The Passage of Power follows Lyndon Johnson through both the most frustrating and the most triumphant periods of his career - 1958 to 1964. It is a time that would see him trade the extraordinary power he had created for himself as Senate Majority Leader for what became the wretched powerlessness of a Vice President in an administration that disdained and distrusted him. Yet it was, as well, the time in which the presidency, the goal he had always pursued, would be thrust upon him in the moment it took an assassin's bullet to reach its mark.

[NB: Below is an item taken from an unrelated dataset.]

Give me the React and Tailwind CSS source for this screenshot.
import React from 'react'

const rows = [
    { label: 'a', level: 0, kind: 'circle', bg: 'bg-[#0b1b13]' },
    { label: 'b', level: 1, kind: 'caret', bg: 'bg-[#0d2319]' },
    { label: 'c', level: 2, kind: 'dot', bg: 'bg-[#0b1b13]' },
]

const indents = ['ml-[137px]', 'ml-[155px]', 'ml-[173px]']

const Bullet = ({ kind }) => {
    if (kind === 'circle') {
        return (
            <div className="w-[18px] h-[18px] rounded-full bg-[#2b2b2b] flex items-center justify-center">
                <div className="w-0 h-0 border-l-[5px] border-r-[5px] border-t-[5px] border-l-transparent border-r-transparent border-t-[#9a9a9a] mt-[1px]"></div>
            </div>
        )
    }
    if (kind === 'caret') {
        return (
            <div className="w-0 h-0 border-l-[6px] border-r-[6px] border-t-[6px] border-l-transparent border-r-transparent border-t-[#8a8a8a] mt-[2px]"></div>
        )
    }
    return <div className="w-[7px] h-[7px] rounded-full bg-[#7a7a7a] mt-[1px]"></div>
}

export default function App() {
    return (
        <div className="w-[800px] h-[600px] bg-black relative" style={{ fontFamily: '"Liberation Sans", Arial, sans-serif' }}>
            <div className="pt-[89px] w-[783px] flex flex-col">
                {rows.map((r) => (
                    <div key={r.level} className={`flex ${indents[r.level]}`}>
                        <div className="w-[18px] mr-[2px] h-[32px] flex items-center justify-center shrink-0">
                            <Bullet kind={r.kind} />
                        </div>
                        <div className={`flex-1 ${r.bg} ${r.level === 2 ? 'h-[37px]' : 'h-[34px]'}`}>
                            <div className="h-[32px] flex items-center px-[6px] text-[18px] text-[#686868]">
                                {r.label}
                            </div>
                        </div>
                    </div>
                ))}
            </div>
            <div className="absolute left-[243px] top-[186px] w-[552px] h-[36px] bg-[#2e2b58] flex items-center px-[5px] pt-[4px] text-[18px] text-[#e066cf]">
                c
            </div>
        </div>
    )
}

For the first time, we see the Kennedy assassination through Lyndon Johnson's eyes. We watch Johnson step into the presidency, inheriting a staff fiercely loyal to his slain predecessor; a Congress determined to retain its power over the executive branch; and a nation in shock and mourning. We see how within weeks - grasping the reins of the presidency with supreme mastery - he propels through Congress essential legislation that at the time of Kennedy's death seemed hopelessly logjammed and seizes on a dormant Kennedy program to create the revolutionary War on Poverty.

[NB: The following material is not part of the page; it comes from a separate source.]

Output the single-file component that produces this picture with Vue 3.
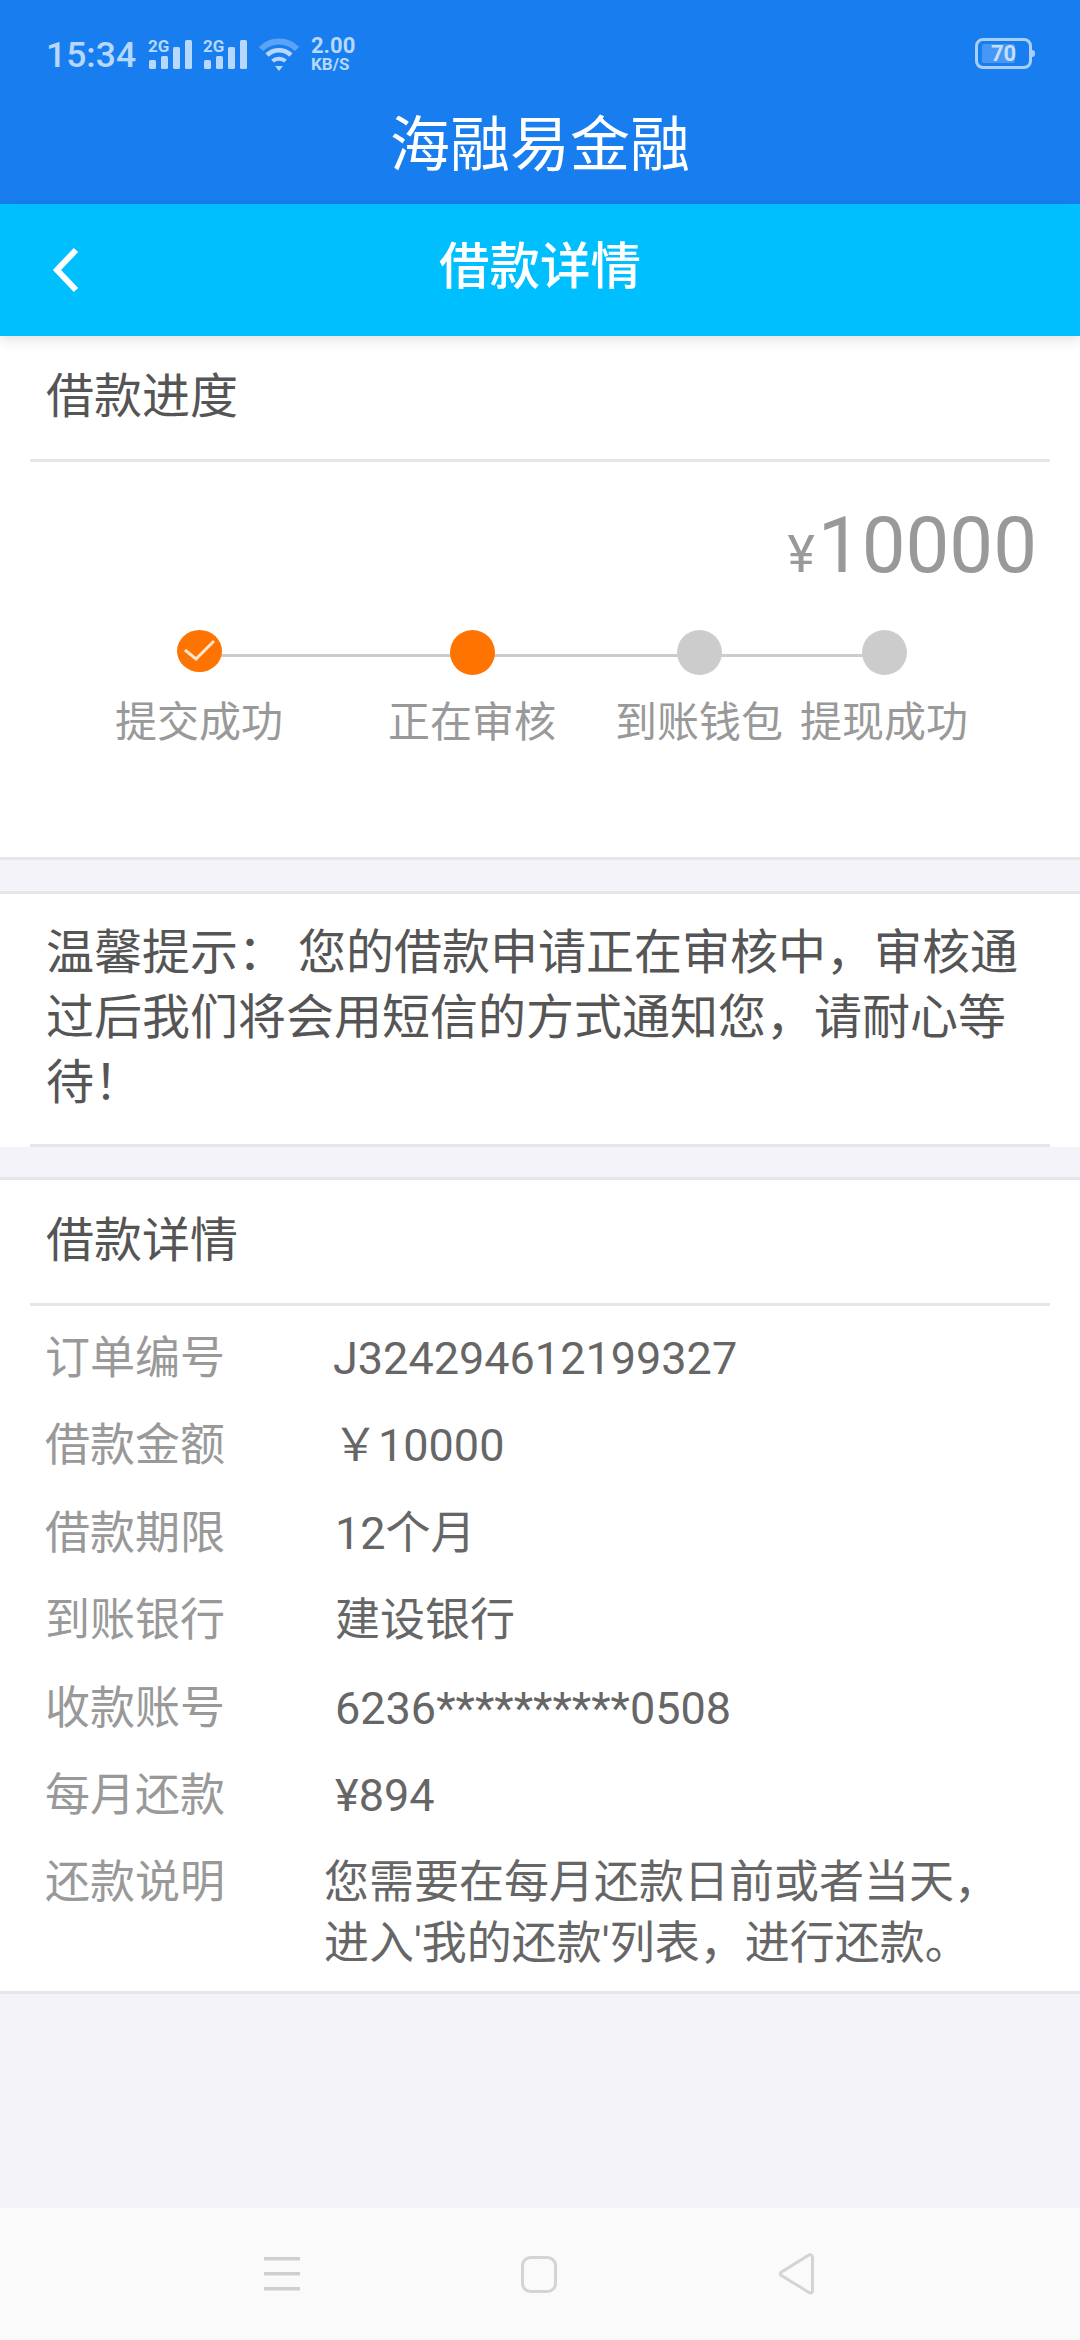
<template>
  <div class="page">
    <header class="top">
      <div class="status">
        <span class="clock">15:34</span>
        <div v-for="n in 2" :key="n" class="signal">
          <svg width="44" height="30" viewBox="0 0 44 30" fill="#b7d8fc">
            <rect x="1" y="21" width="7" height="9" rx="1.500" />
            <rect x="13" y="17" width="7" height="13" rx="1.500" />
            <rect x="25" y="8" width="7" height="22" rx="1.500" />
            <rect x="37" y="1" width="7" height="29" rx="1.500" />
          </svg>
          <span class="sim">2G</span>
        </div>
        <svg class="wifi" width="42" height="34" viewBox="0 0 42 34" fill="none">
          <path d="M3 11C13 1 29 1 39 11" stroke="#5aa3f5" stroke-width="6" />
          <path d="M9 17C16 10.500 26 10.500 33 17" stroke="#b7d8fc" stroke-width="4.500" />
          <path d="M14.500 23C18 20 24 20 27.500 23" stroke="#b7d8fc" stroke-width="4" />
          <path d="M17 28L25 28L21 33Z" fill="#b7d8fc" />
        </svg>
        <div class="speed"><span>2.00</span><span>KB/S</span></div>
        <div class="battery">
          <div class="battery-body">
            <div class="battery-fill"></div>
            <span class="battery-num">70</span>
          </div>
          <div class="battery-tip"></div>
        </div>
      </div>
      <div class="app-title">海融易金融</div>
    </header>

    <nav class="nav">
      <svg class="back" width="30" height="50" viewBox="0 0 30 50" fill="none">
        <path d="M26 5L7 25L26 45" stroke="#fff" stroke-width="6" />
      </svg>
      <span class="nav-title">借款详情</span>
    </nav>

    <section class="card progress">
      <h2 class="card-title">借款进度</h2>
      <div class="amount"><span class="yen">¥</span>10000</div>
      <div class="stepper">
        <div class="track"></div>
        <div v-for="step in steps" :key="step.label" class="step" :style="{ width: step.width + 'px' }">
          <div class="dot" :class="step.state">
            <svg v-if="step.state === 'done'" width="45" height="42" viewBox="0 0 45 42" fill="none">
              <path d="M8 20L19 29L37 11" stroke="#ffe6cf" stroke-width="3" />
            </svg>
          </div>
          <span class="step-label">{{ step.label }}</span>
        </div>
      </div>
    </section>

    <section class="card tip">
      <p>温馨提示： 您的借款申请正在审核中，审核通过后我们将会用短信的方式通知您，请耐心等待！</p>
    </section>

    <section class="card detail">
      <h2 class="card-title">借款详情</h2>
      <ul class="rows">
        <li v-for="row in rows" :key="row.label" class="row">
          <span class="row-label">{{ row.label }}</span>
          <span class="row-value" :style="{ marginLeft: row.shift + 'px' }">{{ row.value }}</span>
        </li>
      </ul>
    </section>

    <div class="spacer"></div>

    <footer class="softkeys">
      <svg width="36" height="34" viewBox="0 0 36 34" fill="#cfcfcf">
        <rect y="0" width="36" height="3.500" />
        <rect y="15" width="36" height="3.500" />
        <rect y="30" width="36" height="3.500" />
      </svg>
      <svg width="36" height="37" viewBox="0 0 36 37" fill="none">
        <rect x="1.500" y="1.500" width="33" height="34" rx="8" stroke="#d4d4d4" stroke-width="3" />
      </svg>
      <svg width="38" height="42" viewBox="0 0 38 42" fill="none">
        <path d="M34.500 4.500V37.500Q34.500 41 31 39.500L3.500 22.500Q1 21 3.500 19L31 2Q34.500 1 34.500 4.500Z" stroke="#d4d4d4" stroke-width="3" />
      </svg>
    </footer>
  </div>
</template>

<script setup>
const steps = [
  { label: '提交成功', state: 'done', width: 273 },
  { label: '正在审核', state: 'active', width: 227 },
  { label: '到账钱包', state: 'todo', width: 185 },
  { label: '提现成功', state: 'todo', width: 166 }
]

const rows = [
  { label: '订单编号', value: 'J324294612199327', shift: 0 },
  { label: '借款金额', value: '￥10000', shift: 0 },
  { label: '借款期限', value: '12个月', shift: 2 },
  { label: '到账银行', value: '建设银行', shift: 2 },
  { label: '收款账号', value: '6236**********0508', shift: 2 },
  { label: '每月还款', value: '¥894', shift: 2 },
  { label: '还款说明', value: "您需要在每月还款日前或者当天，进入'我的还款'列表，进行还款。", shift: -9 }
]
</script>

<style>
html, body {
  margin: 0;
  background: #f3f3f9;
}
</style>

<style scoped>
.page {
  display: flex;
  flex-direction: column;
  width: 1080px;
  height: 2340px;
  overflow: hidden;
  background: #f3f3f9;
  font-family: Roboto, "Noto Sans CJK SC", sans-serif;
  color: #555;
}

.top {
  height: 204px;
  background: #187ef0;
  color: #fff;
}

.status {
  display: flex;
  align-items: center;
  height: 110px;
  padding: 0 45px 0 46px;
  color: #b7d8fc;
  box-sizing: border-box;
}

.clock {
  width: 88px;
  margin-right: 14px;
  font-size: 35.500px;
  font-weight: 500;
  white-space: nowrap;
}

.signal {
  position: relative;
  width: 44px;
  height: 30px;
  margin: 0 11px 3px 0;
}

.signal svg {
  display: block;
}

.sim {
  position: absolute;
  left: 0;
  top: -1px;
  font-size: 17px;
  font-weight: 700;
  line-height: 16px;
}

.wifi {
  margin-right: 11px;
}

.speed {
  display: flex;
  flex-direction: column;
  font-size: 22px;
  font-weight: 700;
  line-height: 18px;
}

.speed span:last-child {
  font-size: 17px;
}

.battery {
  display: flex;
  align-items: center;
  margin: 0 0 3px auto;
}

.battery-body {
  position: relative;
  display: flex;
  align-items: center;
  justify-content: center;
  width: 57px;
  height: 31px;
  box-sizing: border-box;
  border: 3px solid #a8cffb;
  border-radius: 8px;
}

.battery-fill {
  position: absolute;
  left: 4px;
  top: 3px;
  bottom: 3px;
  width: 33px;
  background: #4797f4;
  border-radius: 2px;
}

.battery-num {
  position: relative;
  font-size: 22px;
  font-weight: 700;
  color: #c4dffd;
  line-height: 25px;
}

.battery-tip {
  width: 3px;
  height: 7px;
  background: #a8cffb;
  border-radius: 0 3px 3px 0;
}

.app-title {
  text-align: center;
  font-size: 60px;
  line-height: 72px;
}

.nav {
  position: relative;
  z-index: 1;
  display: flex;
  align-items: center;
  justify-content: center;
  height: 132px;
  background: #00bfff;
  box-shadow: 0 4px 12px rgba(0, 0, 0, 0.12);
}

.back {
  position: absolute;
  left: 50px;
  top: 41px;
}

.nav-title {
  margin-bottom: 16px;
  font-size: 50.500px;
  font-weight: 500;
  color: #fff;
}

.card {
  background: #fff;
  border-bottom: 3px solid #e6e6ea;
}

.progress {
  height: 521px;
}

.card-title {
  height: 123px;
  margin: 0 30px;
  padding-left: 16px;
  font-size: 48px;
  font-weight: 400;
  line-height: 122px;
  color: #555;
  border-bottom: 3px solid #e6e6ea;
}

.amount {
  margin-top: 39px;
  padding-right: 43px;
  text-align: right;
  font-size: 78px;
  line-height: 90px;
  color: #999;
}

.yen {
  margin-right: 3px;
  font-size: 52px;
}

.stepper {
  position: relative;
  display: flex;
  margin-top: 25px;
  padding-left: 62px;
}

.track {
  position: absolute;
  left: 199px;
  top: 29px;
  width: 684px;
  height: 3px;
  background: #ccc;
}

.step {
  position: relative;
  display: flex;
  flex-direction: column;
}

.dot {
  width: 45px;
  height: 45px;
  margin-left: 114.500px;
  margin-top: 5px;
  border-radius: 50%;
  background: #ccc;
}

.dot svg {
  display: block;
}

.dot.done {
  height: 42px;
  margin-bottom: 3px;
}

.dot.done,
.dot.active {
  background: #ff7300;
}

.step-label {
  width: 176px;
  margin-top: 23px;
  padding-left: 53px;
  font-size: 42px;
  line-height: 50px;
  color: #999;
  white-space: nowrap;
}

.tip {
  margin-top: 31px;
  border-top: 3px solid #e6e6ea;
  border-bottom: none;
}

.tip p {
  margin: 0 30px;
  padding: 26px 16px 29px;
  font-size: 48px;
  line-height: 65px;
  color: #555;
  border-bottom: 3px solid #e6e6ea;
}

.detail {
  margin-top: 30px;
  border-top: 3px solid #e6e6ea;
}

.rows {
  list-style: none;
  margin: 0;
  padding: 12px 45px 17px;
}

.row {
  display: grid;
  grid-template-columns: 288px 1fr;
  align-items: start;
  min-height: 87.400px;
  font-size: 45px;
  line-height: 62px;
}

.row-label {
  padding-top: 10px;
  color: #999;
}

.row-value {
  padding-top: 10px;
  color: #666;
  line-height: 61px;
}

.spacer {
  flex: 1;
}

.softkeys {
  display: flex;
  align-items: center;
  justify-content: space-between;
  height: 132px;
  padding: 0 264px;
  background: #fafafa;
  box-sizing: border-box;
}
</style>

Caro makes clear how the political genius with which Johnson had ruled the Senate now enabled him to make the presidency wholly his own. This was without doubt Johnson's finest hour, before his aspirations and accomplishments were overshadowed and eroded by the trap of Vietnam.
It is an epic story told with a depth of detail possible only through the peerless research that forms the foundation of Robert Caro's work, confirming Nicholas von Hoffman's verdict that "Caro has changed the art of political biography."
©2012 Robert A. Caro (P)2012 Brilliance Audio, Inc.
"Tour de force"
This book is a work of genuine brilliance. In addition to providing a wide narrative sweep of this page of the 20th century it also provides searching analyses of all the main characters involved. One feels that one gets to know the real character of those people who shaped the last century - Not just Johnson himself, but Robert and John Kennedy and all those in his cabinet at the time.
The prose is beautiful, the action unflagging. This is history as it should be written for the non-historian, and historian alike.
Lyndon Johnson in Robert Caro's hands, becomes one of the most fascinating people of the 20th century. I cannot wait for the next instalment.
"Stunning"
An incredible piece of historical writing, based clearly in the evidence and views of individuals who were part of those events. It is all the more evocative for that solid grounding. Caro's work is about the years of LBJ, and how power functions in America. To say that it is an important book is an almost comical understatement, it will be read and used and referenced for years to come.
The audiobook, with a very well chosen narrator, allows you to immerse yourself in this stunning book. I couldn't recommend it more highly.